The Danquah Institute is calling on the NPA to come out and explain to Ghanaians what exactly is going on.

This apparent sleight of hand to increase “Margins” on petroleum products, margins that, along with taxes, the NDC in opposition and during the 2008 election campaign complained were too high and promised to reduce, requires some explanations.

The NPA's review of the petroleum price build-up raises a number of concerns:

1. What is the formula by which this review was undertaken?

2. Why is the NPA refusing to make the formula public?

3.The petroleum pricing formula, which was transparently published during the previous administration, is made up of the ex-refinery price, taxes and margins. Why has this habit changed?

4.Since the last adjustment, petroleum prices on international markets have gone up, the exchange rate has been stable, and related charges (e.g. bank lending rates) have not come down. So on what basis did the NPA reduce the ex-refinery price by 2%? This 2% reduction is incidentally just sufficient to ensure that the 50% increase in the BOST margin not be immediately reflected in the pump price. However this is only for the short term. The 2% reduction in the ex-refinery price is one-time but the increase in the BOST margin is permanent increase.

5.The ability of the NPA to do this only goes to buttress the view that there was a significant amount of padding in the previous 30% adjustment in petroleum prices. Otherwise why is government giving away much needed revenue by reducing the ex-refinery price?

It cannot be ignored that Government budget has suffered a major petroleum revenue leakage following the reduction of taxes in the 2009 budget. Naturally, Government has been looking for ways to plug this hole, hence the increase in taxes on water, akpeteshie, rice, road tolls etc.

However, increasing petroleum taxes is politically difficult, considering the NDC's own stance during the 2008 campaign. Again, procedurally, Government will have to seek parliamentary approval with all the debate it will generate.

The Danquah Institute is therefore of the view that the 50% increase in the BOST margin appears to be a stealthy way of increasing government revenue through the back door because after all, BOST is owned by the state. Margins can be increased administratively by the NPA without seeking parliamentary approval.

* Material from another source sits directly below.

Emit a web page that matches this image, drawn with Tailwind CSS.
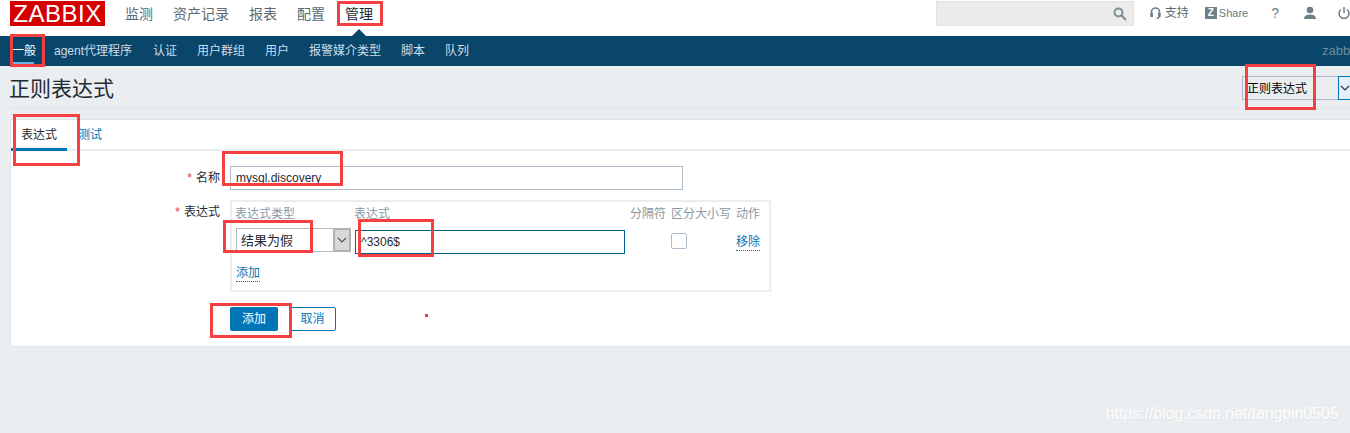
<!DOCTYPE html>
<html lang="zh-CN">
<head>
  <meta charset="UTF-8">
  <title>正则表达式</title>
  <script src="https://cdn.jsdelivr.net/npm/@tailwindcss/browser@4"></script>
</head>
<body class="relative w-[1350px] h-[433px] overflow-hidden bg-[#ebeef0] text-[#1f2c33] text-xs font-['Liberation_Sans','Noto_Sans_CJK_SC',sans-serif]">

  <!-- top nav -->
  <header class="relative flex items-start h-9 bg-white pl-[10px]">
    <div class="w-[95px] h-[25px] mt-px bg-[#d40000] text-white text-[24px] leading-[25px] tracking-[0.5px] text-center">ZABBIX</div>
    <nav class="flex gap-5 ml-5 mt-[6px] text-sm leading-4 text-[#5d6a72]">
      <a>监测</a>
      <a>资产记录</a>
      <a>报表</a>
      <a>配置</a>
      <a class="text-[#1f2c33]">管理</a>
    </nav>
    <div class="absolute left-[352px] top-[29px] border-x-[7px] border-b-[7px] border-x-transparent border-b-[#0a466a]"></div>
    <div class="flex items-start ml-auto">
      <div class="flex items-center justify-end w-[198px] h-[25px] mt-px pr-[6px] bg-[#ebebeb] border border-[#e3e3e3]">
        <svg class="w-[14px] h-[14px]" viewBox="0 0 14 14" fill="none" stroke="#7b8a93" stroke-width="2"><circle cx="5.5" cy="5.5" r="4"/><path d="M8.5 8.5 13 13"/></svg>
      </div>
      <div class="flex items-center gap-[4px] ml-[16px] mt-[5px] text-[#5d6a72] leading-4 w-[37px]">
        <svg class="w-[11px] h-3 shrink-0" viewBox="0 0 11 12" fill="none" stroke="#6f7f88" stroke-width="1.6"><path d="M1.500 7V5a4 4 0 0 1 8 0v2"/><rect x="0.300" y="6" width="2.600" height="4" fill="#6f7f88" stroke="none"/><rect x="8.100" y="6" width="2.600" height="4" fill="#6f7f88" stroke="none"/><path d="M9 10c0 1-1 1.300-2.500 1.300"/></svg>
        <span class="whitespace-nowrap">支持</span>
      </div>
      <div class="flex items-center gap-[2px] ml-[18px] mt-[5px] text-[#6b7a83] text-[11px] leading-4">
        <span class="flex items-center justify-center w-3 h-3 bg-[#6f7f88] text-white text-[10px] leading-3 font-bold">Z</span>
        <span>Share</span>
      </div>
      <span class="ml-[23px] mt-[5px] text-[#6f7f88] text-sm leading-4">?</span>
      <svg class="ml-[24px] mt-[6px] w-[14px] h-[14px]" viewBox="0 0 14 14" fill="#6f7f88"><circle cx="7" cy="4" r="3.300"/><path d="M1 13c0-3.500 3-4.500 6-4.500s6 1 6 4.500z"/></svg>
      <svg class="ml-[21px] mt-[6px] w-3 h-[14px] shrink-0" viewBox="0 0 12 14" fill="none" stroke="#6f7f88" stroke-width="1.500"><path d="M6 1v6"/><path d="M3 3.500a5 5 0 1 0 6 0"/></svg>
    </div>
  </header>

  <!-- sub nav -->
  <nav class="flex items-start gap-5 h-[30px] pl-3 bg-[#0a466a] text-[#cfdde6] leading-[30px]">
    <a class="h-[30px] w-[22px] text-white border-b-[4px] border-[#6fb4e6] whitespace-nowrap">一般</a>
    <a class="w-[79px] whitespace-nowrap">agent代理程序</a>
    <a>认证</a>
    <a>用户群组</a>
    <a>用户</a>
    <a>报警媒介类型</a>
    <a>脚本</a>
    <a>队列</a>
    <span class="ml-auto w-[28px] overflow-hidden text-[#6d8da1] text-[13px]">zabbix</span>
  </nav>

  <!-- title row -->
  <div class="flex items-center justify-between h-[43px] ml-[10px] pt-[3px] border-b border-[#dfe4e7]">
    <h1 class="-ml-px text-[21px] leading-6 font-normal text-[#1f2c33]">正则表达式</h1>
    <div class="flex w-[108px] h-6 mb-px bg-[#ebeef0] border border-[#acbbc7] border-r-0">
      <span class="flex-1 pl-1 text-[12px] leading-6 text-[#000]">正则表达式</span>
      <span class="flex items-center justify-center w-3 -my-px h-6 bg-[#e3f0fb] border border-[#0275b8] border-r-0">
        <svg class="w-[10px] h-[6px] ml-px shrink-0" viewBox="0 0 10 6" fill="none" stroke="#333" stroke-width="1.200"><path d="M1 1l4 4 4-4"/></svg>
      </span>
    </div>
  </div>

  <!-- card -->
  <main class="h-[228px] mt-[10px] ml-[10px] bg-white border border-r-0 border-[#dfe4e7]">
    <div class="flex items-start h-[31px] border-b-2 border-[#ebeef0]">
      <a class="w-[56px] h-[31px] pl-[10px] leading-[30px] border-b-[3px] border-[#0275b8]">表达式</a>
      <a class="ml-[11px] leading-[30px] text-[#0275b8]">测试</a>
    </div>

    <div class="grid grid-cols-[209px_1fr] gap-x-[10px] pt-[15px]">
      <label class="text-right leading-6"><span class="text-[#e33734] mr-1">*</span>名称</label>
      <div class="w-[453px] h-6 pl-[5px] border border-[#acbbc7] leading-[22px] text-[#1f2c33]">mysql.discovery</div>

      <label class="mt-[10px] text-right leading-6"><span class="text-[#e33734] mr-1">*</span>表达式</label>
      <div class="w-[541px] h-[92px] mt-[10px] pl-1 pt-[4px] border-2 border-[#ebeef0]">
        <div class="grid grid-cols-[119px_276px_41px_65px_24px] text-[#8a9aa3] leading-[16px] -ml-px">
          <span class="whitespace-nowrap">表达式类型</span>
          <span>表达式</span>
          <span class="whitespace-nowrap">分隔符</span>
          <span class="whitespace-nowrap">区分大小写</span>
          <span class="whitespace-nowrap">动作</span>
        </div>
        <div class="grid grid-cols-[119px_276px_41px_65px_24px] items-start mt-[6px] -ml-px">
          <div class="flex w-[115px] h-6 ml-px border border-[#acbbc7]">
            <span class="flex-1 pl-1 leading-[24px] text-[13px] text-[#1f2c33]">结果为假</span>
            <span class="flex items-center justify-center w-[18px] h-6 -my-px -mr-px bg-[#d8d8d8] border-2 border-[#acb4b8]">
              <svg class="w-[10px] h-[6px]" viewBox="0 0 10 6" fill="none" stroke="#555" stroke-width="1.200"><path d="M1 1l4 4 4-4"/></svg>
            </span>
          </div>
          <div class="w-[270px] h-6 mt-[2px] ml-px pl-[5px] border border-[#00608f] leading-[22px]">^3306$</div>
          <span></span>
          <span class="block w-4 h-4 mt-[5px] bg-white border border-[#acbbc7] rounded-[2px]"></span>
          <a class="mt-[6px] h-[17px] leading-4 text-[#0275b8] border-b border-dotted border-[#0275b8] whitespace-nowrap">移除</a>
        </div>
        <a class="inline-block mt-[11px] leading-4 text-[#0275b8] border-b border-dotted border-[#0275b8]">添加</a>
      </div>

      <div class="col-start-2 flex gap-[11px] mt-[15px]">
        <button class="w-[48px] h-6 bg-[#0275b8] text-white rounded-[2px]">添加</button>
        <button class="w-[47px] h-6 bg-white border border-[#0275b8] text-[#0275b8] rounded-[2px]">取消</button>
      </div>
    </div>
  </main>

  <!-- red marks drawn over the screenshot -->
  <div class="absolute left-[337px] top-px w-[46px] h-[25px] border-[3px] border-[#f44040]"></div>
  <div class="absolute left-[10px] top-[34px] w-[35px] h-[33px] border-[3px] border-[#f44040]"></div>
  <div class="absolute left-[1245px] top-[64px] w-[71px] h-[46px] border-[3px] border-[#f44040]"></div>
  <div class="absolute left-[13px] top-[114px] w-[67px] h-[52px] border-[3px] border-[#f44040]"></div>
  <div class="absolute left-[222px] top-[151px] w-[121px] h-[35px] border-[3px] border-[#f44040]"></div>
  <div class="absolute left-[223px] top-[220px] w-[90px] h-[33px] border-[3px] border-[#f44040]"></div>
  <div class="absolute left-[358px] top-[219px] w-[76px] h-[38px] border-[3px] border-[#f44040]"></div>
  <div class="absolute left-[210px] top-[303px] w-[82px] h-[35px] border-[3px] border-[#f44040]"></div>
  <div class="absolute left-[425px] top-[314px] w-[3px] h-[3px] bg-[#f44040]"></div>

  <!-- watermark -->
  <div class="absolute left-[1106px] top-[404px] text-[15.800px] leading-5 text-white/90 [text-shadow:1px_1px_1px_#e0e3e5]">https://blog.csdn.net/tangbin0505</div>
</body>
</html>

The Danquah Institute is insisting that if BOST, which is state-owned, has to be funded, then Parliament should re-introduce the Strategic Stock Levy. This is necessary for the people to know exactly what the money is for.

What this demonstrates is that there is an urgent need for the petroleum pricing formula to be transparently published for all to see.

We will also call on both Government and the NPA to move the deregulation throttle a rev up allowing the OMCs themselves to decide the OMC margins. With that, the price build-up would only have ended up at the ex-depot price.

The public should not be hoodwinked by the arbitrary actions of the NPA and a Government which has been caught in a quagmire of its own making on the issue of petroleum pricing.
Transparency is what the Danquah Institute is calling for.